The Long Goodbye – Living with Alzheimer’s and Why You Need an Estate Plan

Alzheimer’s disease has made numerous headlines recently. Country music legend Glenn Campbell won a Grammy award for his heartbreaking song “I’m Not Gonna Miss You” which provides insight into the singer’s steady decline after being diagnosed with Alzheimer’s disease. In addition, the movie “Still Alice” was released, which is based on the best-selling book (same title). ABC News also did a report providing a glimpse into what life is like with Alzheimer’s. Check out the video here:

It’s clear that Alzheimer’s is a cruel and tragic disease. It’s often referred to as the “Long Goodbye” because it doesn’t hit you all at once. You steadily fade away and, despite having the appearance of normalcy to the outside world, your mind is being ravaged by this awful disease. In some rare cases, people as young as 50 years of age have been diagnosed with early onset Alzheimer’s.

In my family, my father was diagnosed with Alzeimer’s at the age of 70 and his estate plan did not address the issue of mental disability. Well, I should say his estate plan addressed mental disability like many plans I have reviewed since that time. My father had a boilerplate form called a “Health Care Power of Attorney or Advance Medical Directive.” In that form, there was a standard definition of disability that read as follows:

“If 2 licensed physicians determine you are disabled” then you are considered disabled.

If this generic definition of disability is satisfied, another boilerplate list of powers kicked in for his designated Health Care Agent (who was my mom). The list of powers looked liked the following:

(a) you can check me into the hospital;
(b) you can check me into a nursing home;
(c) you can keep me home and give me home based medical care. The decision on which path to take was left to my mom and the family.

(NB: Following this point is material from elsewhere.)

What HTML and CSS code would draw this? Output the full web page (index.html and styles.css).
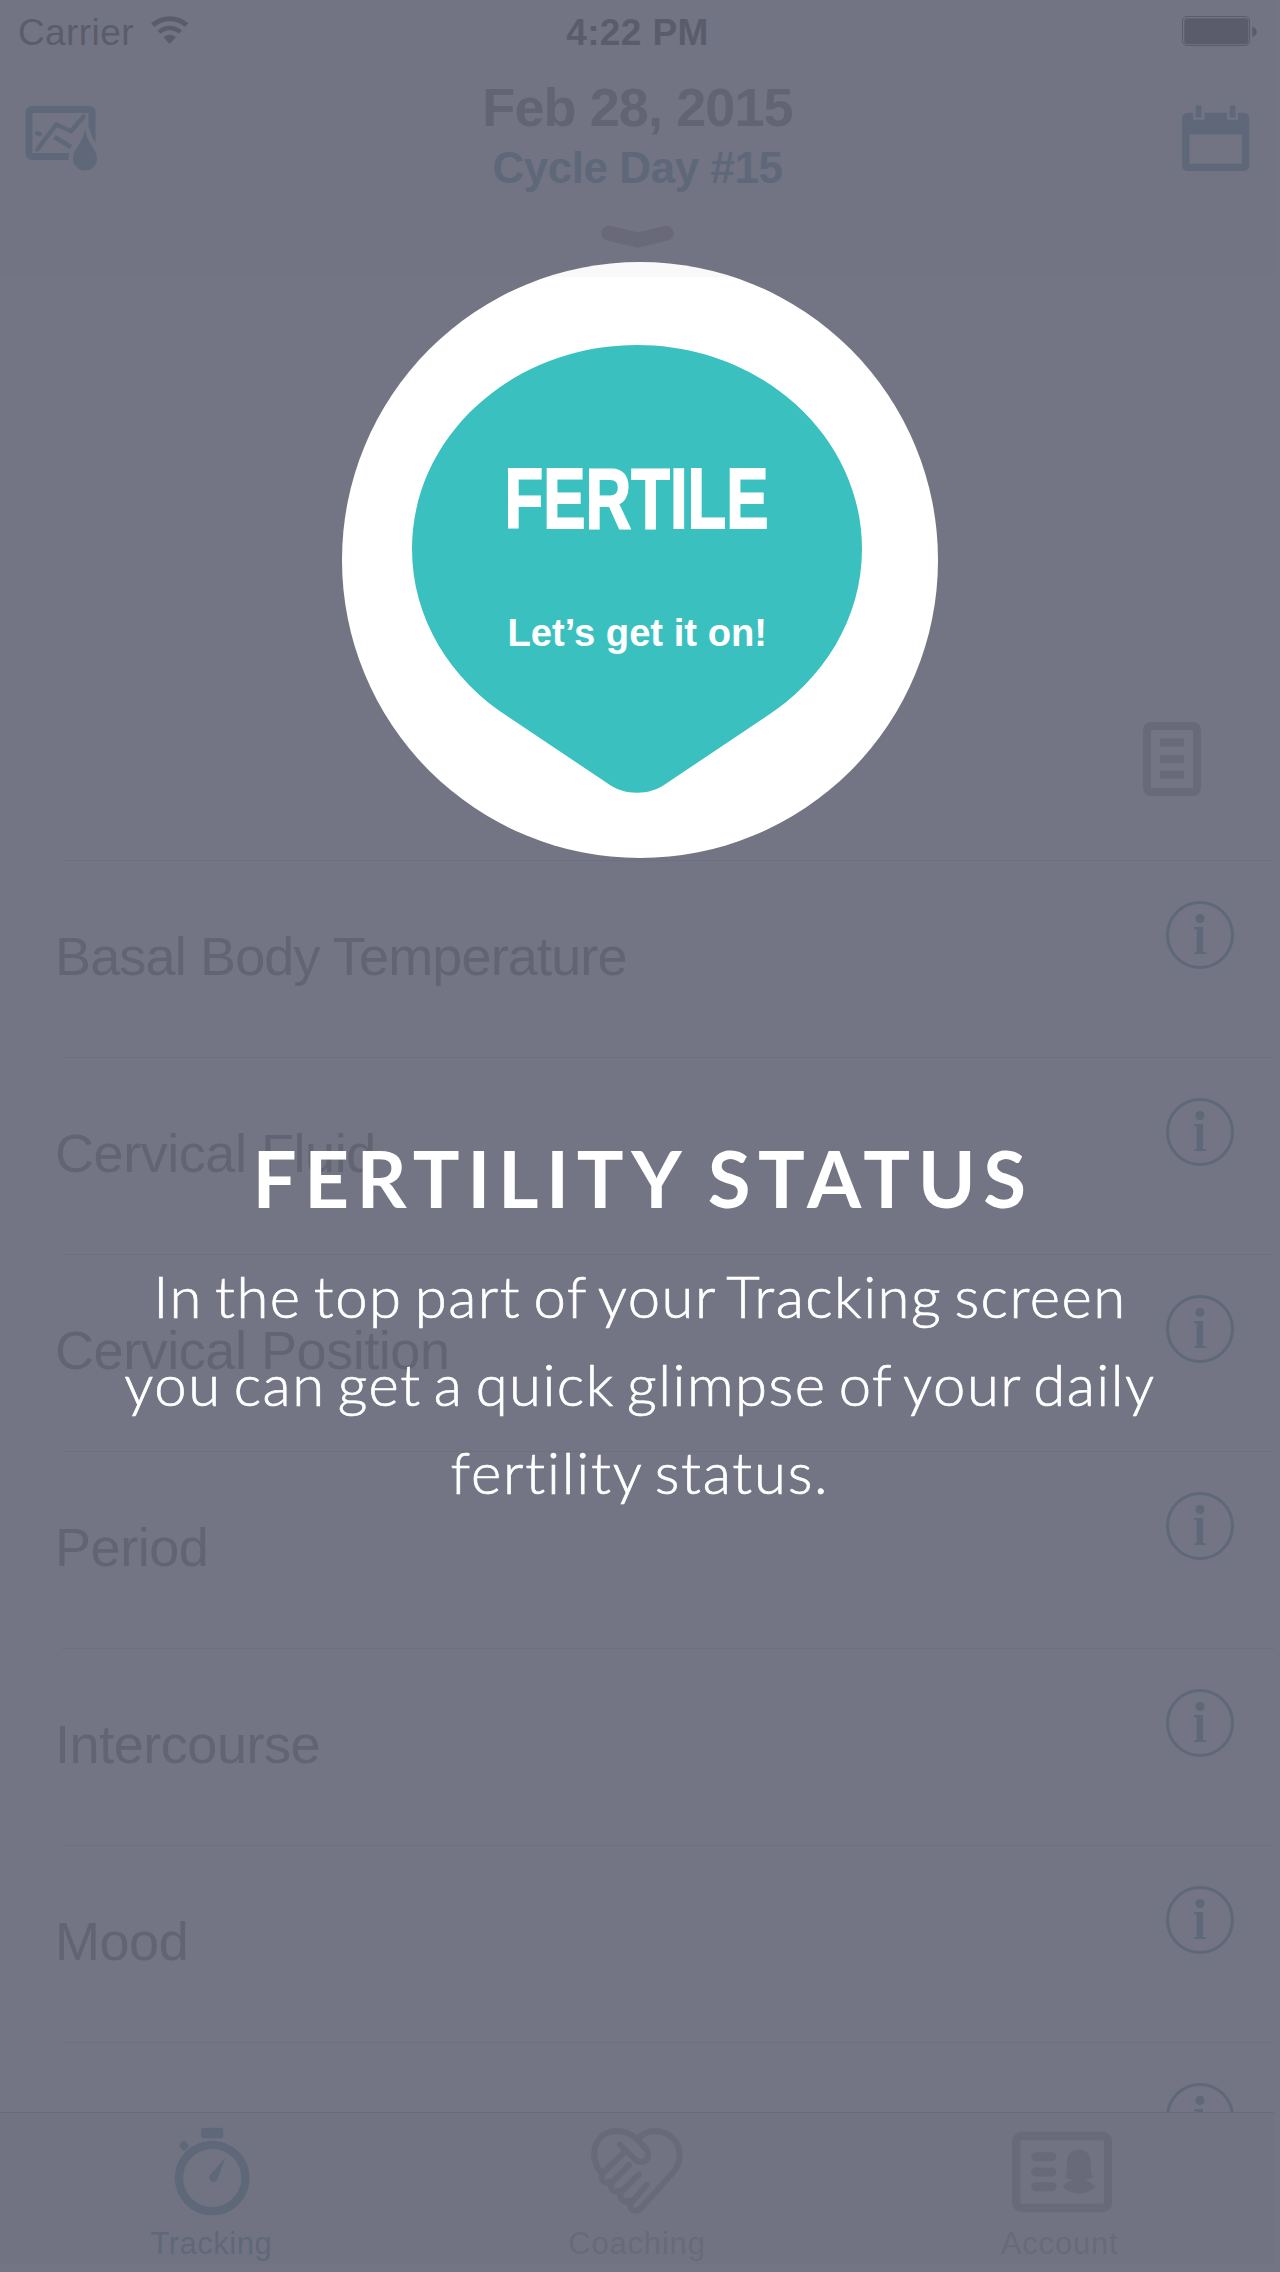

I have several issues with this type of disability planning. First, can any two doctors anywhere in the world determine I am disabled or does it have to be my doctor? Also, I prefer to have one or two family members involved in making the decision whether I am able to manage my financial affairs or not.

Alzheimer’s is not a disease that you just wake up with one day. It is a progressive, degenerative disease where the family members have the best ability to determine the timing of when disability is a real issue. As far as the list of generic powers, my advice to my clients is to not burden your family with making that decision for you as it is very difficult emotionally and financially. My preference is to be taken care of at home as long as reasonably possible both financially, healthcare wise, and emotionally.

We are exploring the financial options with our financial advisor on my financial options. Collaboration between the estate planner and financial planner in my father’s plan was non-existent. This is a big mistake that I see many people make. In my family, it would have taken tremendous pressure off of my mother if my father explained (which I believe he would have done if he was counseled properly) his wishes not to burden the family beyond a specific point and provide care outside of our home. My mother did not know his wishes and she kept him at home long after it was financially reasonable (as well as emotionally). My father’s retirement was exhausted by the time he passed away due to the high costs of home care and my mother still feels the financial impact of my father’s illness.

You and your loved ones need to be prepared and be counseled on the relevant issues. If you have a financial advisor, then they should be included in the conversation so that good decisions can be made. Do you want to be taken care of by a particular person or be admitted to a particular facility? Do you have enough funds in your estate to cover those costs? These are important questions that need to be answered.